DIWANIYA, Iraq (Reuters) – The Polish military marked the end of its five-year partnership with U.S. forces in Iraq on Saturday and prepared to withdraw.
U.S. and Polish officials, including Polish Defense Minister Bogdan Klich and U.S. commander in Iraq General Ray Odierno, gathered in Diwaniya, 150 km (95 miles) south of Baghdad, for a ceremony to commemorate the mission’s end.
Poland, which supported the U.S.-led military invasion in 2003, has some 900 troops stationed in Iraq, down from a peak of 2,500 in the first years of the war.
Poland was the only country other than the United States and Britain to command a full division of foreign troops in Iraq, and contingents from several other countries initially served under Polish command in a broad area south of Baghdad.

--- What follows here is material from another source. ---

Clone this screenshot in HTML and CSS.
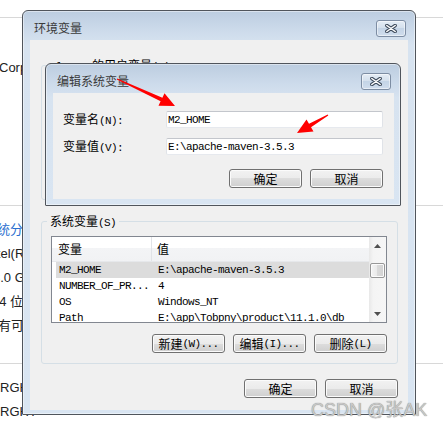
FILE: index.html
```html
<!DOCTYPE html>
<html lang="zh-CN">
<head>
<meta charset="utf-8">
<title>环境变量</title>
<link rel="stylesheet" href="styles.css">
</head>
<body>
<div class="desk">
  <div class="bg">
    <div class="hl hl1"></div>
    <div class="bgt corp">Corporation</div>
    <div class="hl hl2"></div>
    <div class="bgt blue t1">系统分类</div>
    <div class="bgt t2">Intel(R)</div>
    <div class="bgt t3">8.0 GB</div>
    <div class="bgt t4">64 位操作系统</div>
    <div class="bgt t5">没有可用</div>
    <div class="hl hl3"></div>
    <div class="bgt t6">RGHT</div>
    <div class="bgt t6">RGHT</div>
  </div>

  <div class="win w-env">
    <div class="tb">
      <span class="tt">环境变量</span>
      <span class="close"><svg width="12" height="9" viewBox="0 0 12 9"><path d="M1.8 1.5L10.2 7.5M10.2 1.5L1.8 7.5" stroke="#3d4a5b" stroke-width="3.4" stroke-linecap="round"/><path d="M1.8 1.5L10.2 7.5M10.2 1.5L1.8 7.5" stroke="#fff" stroke-width="1.5" stroke-linecap="round"/></svg></span>
    </div>
    <div class="client c-env">
      <div class="group ugroup">
        <div class="legend"><span class="m">Tlonny </span>的用户变量<span class="m">(U)</span></div>
      </div>
      <div class="group sgroup">
        <div class="legend">系统变量<span class="m">(S)</span></div>
        <div class="list">
          <div class="lv">
            <div class="lvh"><div>变量</div><div>值</div></div>
            <div class="row sel"><span>M2_HOME</span><span>E:\apache-maven-3.5.3</span></div>
            <div class="row"><span>NUMBER_OF_PR...</span><span>4</span></div>
            <div class="row"><span>OS</span><span>Windows_NT</span></div>
            <div class="row"><span>Path</span><span>E:\app\Tobpny\product\11.1.0\db</span></div>
          </div>
          <div class="sb">
            <div class="sb-btn"><svg width="7" height="4" viewBox="0 0 7 4"><path d="M0 4L3.5 0L7 4Z" fill="#505050"/></svg></div>
            <div class="sb-track"><div class="thumb"></div></div>
            <div class="sb-btn"><svg width="7" height="4" viewBox="0 0 7 4"><path d="M0 0L3.5 4L7 0Z" fill="#505050"/></svg></div>
          </div>
        </div>
        <div class="btns gbtns">
          <div class="btn">新建<span class="m">(W)...</span></div>
          <div class="btn">编辑<span class="m">(I)...</span></div>
          <div class="btn">删除<span class="m">(L)</span></div>
        </div>
      </div>
      <div class="btns obtns">
        <div class="btn">确定</div>
        <div class="btn">取消</div>
      </div>
    </div>
  </div>

  <div class="win w-edit">
    <div class="tb">
      <span class="tt">编辑系统变量</span>
      <span class="close"><svg width="12" height="9" viewBox="0 0 12 9"><path d="M1.8 1.5L10.2 7.5M10.2 1.5L1.8 7.5" stroke="#3d4a5b" stroke-width="3.4" stroke-linecap="round"/><path d="M1.8 1.5L10.2 7.5M10.2 1.5L1.8 7.5" stroke="#fff" stroke-width="1.5" stroke-linecap="round"/></svg></span>
    </div>
    <div class="client c-edit">
      <div class="field"><label>变量名<span class="m">(N):</span></label><div class="inp m">M2_HOME</div></div>
      <div class="field"><label>变量值<span class="m">(V):</span></label><div class="inp m">E:\apache-maven-3.5.3</div></div>
      <div class="btns ebtns">
        <div class="btn">确定</div>
        <div class="btn">取消</div>
      </div>
    </div>
  </div>

  <svg class="arrows" width="443" height="428" viewBox="0 0 443 428">
    <polygon points="117.2,78.5 162.4,97.7 164.5,93.2 175,106 158.5,105.8 160.6,101.3 116.8,79.5" fill="#ff0000"/>
    <polygon points="327.75,114.6 309,123.8 306.5,119.4 297,133 313.5,131.6 311,127.2 328.25,115.4" fill="#ff0000"/>
  </svg>

  <div class="wm">CSDN @张AK</div>
</div>
</body>
</html>
```
FILE: styles.css
```css
* { box-sizing: border-box; }
html, body { margin: 0; padding: 0; }
body {
  font: 12px/14px "Noto Sans CJK SC", "Liberation Sans", sans-serif;
  color: #000;
  background: #fff;
}
.desk {
  position: relative;
  width: 443px;
  height: 428px;
  overflow: hidden;
  background: #fff;
}

/* background page */
.bg {
  font: 13px/24px "Liberation Sans", "Noto Sans CJK SC", sans-serif;
  color: #222;
  white-space: nowrap;
}
.hl { height: 1px; background: #d8d8d8; }
.hl1 { margin-top: 17px; }
.corp { margin-top: 38px; margin-left: -1px; }
.hl2 { margin-top: 125px; }
.t1 { margin-top: 12px; margin-left: -16px; }
.blue { color: #2a6fcf; }
.t2 { margin-left: -14px; }
.t3 { margin-left: -7px; }
.t4 { margin-left: -8px; }
.t5 { margin-left: -15px; }
.hl3 { margin-top: 25px; }
.hl3 + .t6 { margin-top: 12px; }

/* mono latin like SimSun */
.m {
  font-family: "Liberation Mono", "DejaVu Sans Mono", monospace;
  font-size: 11px;
  letter-spacing: -0.6px;
}

/* windows */
.win {
  position: absolute;
  display: flex;
  flex-direction: column;
  border: 1px solid #50555c;
  border-radius: 6px 6px 1px 1px;
  background: linear-gradient(#bccde0 0px, #cddbeb 20px, #d7e3f0 34px, #d9e5f2 100%);
  box-shadow: inset 0 0 0 1px rgba(255, 255, 255, 0.45);
}
.w-env { left: 22px; top: 10px; width: 394px; height: 405px; }
.w-edit { left: 45px; top: 63px; width: 356px; height: 143px; }
.tb {
  height: 29px;
  flex: none;
  display: flex;
  align-items: center;
  padding: 5px 9px 0 11px;
}
.tt { color: #3a3a3a; font-size: 12px; }
.close {
  margin-left: auto;
  width: 30px;
  height: 17px;
  border: 1px solid #7d8da3;
  border-radius: 3px;
  background: linear-gradient(#e4ecf5 0%, #d3dfec 50%, #c4d4e6 50%, #d0dded 100%);
  box-shadow: inset 0 0 0 1px rgba(255, 255, 255, 0.5);
  display: flex;
  align-items: center;
  justify-content: center;
}
.client {
  flex: 1;
  background: #f0f0f0;
  margin: 0 7px 6px 7px;
}
.w-edit .client { margin: 0 6px 6px 7px; }

/* env window client */
.c-env {
  display: flex;
  flex-direction: column;
  padding: 0 10px 12px 11px;
}
.group {
  border: 1px solid #d5dfe6;
  border-radius: 3px;
  padding: 0 10px 10px 9px;
  display: flex;
  flex-direction: column;
}
.legend {
  align-self: flex-start;
  margin: -8px 0 0 -4px;
  padding: 0 3px;
  background: #f0f0f0;
  line-height: 14px;
  white-space: nowrap;
}
.ugroup { margin-top: 25px; height: 135px; }
.sgroup { margin-top: 21px; }

.list {
  margin-top: 6px;
  height: 87px;
  border: 1px solid #828790;
  background: #fff;
  display: grid;
  grid-template-columns: 1fr 17px;
}
.lv { overflow: hidden; }
.lvh {
  display: grid;
  grid-template-columns: 100px 1fr;
  height: 25px;
  background: linear-gradient(#ffffff 0%, #ffffff 45%, #f3f4f6 45%, #f1f2f4 100%);
  border-bottom: 1px solid #e6e8eb;
}
.lvh div {
  display: flex;
  align-items: center;
  padding-left: 6px;
}
.lvh div:first-child { border-right: 1px solid #e1e3e7; }
.lvh div:last-child { padding-left: 5px; }
.row {
  display: grid;
  grid-template-columns: 96px 1fr;
  height: 16px;
  margin-left: 4px;
  align-items: center;
  font: 11px/16px "Liberation Mono", "DejaVu Sans Mono", monospace;
  letter-spacing: -0.6px;
  white-space: nowrap;
}
.row.sel { background: #dcdcdc; }
.row span:first-child { padding-left: 3px; }
.row span:last-child { padding-left: 6px; }

.sb {
  display: flex;
  flex-direction: column;
  background: linear-gradient(to right, #e8e8e8 0%, #f4f4f4 25%, #f6f6f6 100%);
}
.sb-btn {
  height: 17px;
  flex: none;
  display: flex;
  align-items: center;
  justify-content: center;
}
.sb-track { flex: 1; }
.thumb {
  margin: 9px 1px 0 1px;
  height: 15px;
  border: 1px solid #979797;
  border-radius: 2px;
  background: linear-gradient(to right, #f4f4f4 0%, #e9e9e9 50%, #dadada 50%, #d2d2d2 100%);
  box-shadow: inset 0 0 0 1px #fbfbfb;
}

.btns {
  display: flex;
  justify-content: flex-end;
  gap: 8px;
}
.btn {
  width: 73px;
  height: 19px;
  border: 1px solid #707070;
  border-radius: 3px;
  background: linear-gradient(#f2f2f2 0%, #ebebeb 50%, #dddddd 50%, #cfcfcf 100%);
  box-shadow: inset 0 0 0 1px #fbfbfb;
  display: flex;
  align-items: center;
  justify-content: center;
  font-size: 12px;
  line-height: 14px;
  white-space: nowrap;
}
.gbtns { margin-top: 11px; }
.obtns { margin-top: 15px; }

/* edit window client */
.c-edit {
  display: flex;
  flex-direction: column;
  padding: 18px 11px 0 10px;
}
.field {
  display: flex;
  align-items: center;
  height: 17px;
}
.field + .field { margin-top: 10px; }
.field label { width: 103px; white-space: nowrap; }
.inp {
  flex: 1;
  height: 17px;
  border: 1px solid;
  border-color: #c3c6cc #e0e3e8 #e6e9ee #e0e3e8;
  border-radius: 2px;
  background: #fff;
  padding-left: 1px;
  display: flex;
  align-items: center;
  white-space: nowrap;
}
.ebtns { margin-top: 14px; }

/* overlays */
.arrows {
  position: absolute;
  left: 0;
  top: 0;
  pointer-events: none;
}
.wm {
  position: absolute;
  left: 311px;
  top: 400px;
  font: 18px/20px "Liberation Sans", "Noto Sans CJK SC", sans-serif;
  color: #c8c8c8;
  text-shadow: 0 0 1px #6e6e6e;
  white-space: nowrap;
}
```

But in the past few years U.S. troops assumed responsibility for most of the territory previously under Polish command. A U.S. division south of Baghdad will now take over responsibility for the last Polish-led areas.
More than 20 Polish soldiers have died in Iraq, most of them in 2004, according to the website www.icasualties.org, which collates official casualty figures.
Polish Prime Minister Donald Tusk pledged to withdraw Poland’s troops from Iraq as part of his campaign last year.
The Polish troops’ departure comes as violence falls to four-year lows across Iraq.
As conditions improve, Washington plans to reduce its force of around 146,000 in Iraq by 8,000 by early next year.
Some 2,000 Georgian troops — once the biggest foreign contingent in Iraq after the United States and Britain — left in August because of the conflict between Russia and Georgia over the separatist region of South Ossetia.
Britain has 3,900 troops, stationed primarily in southern Iraq.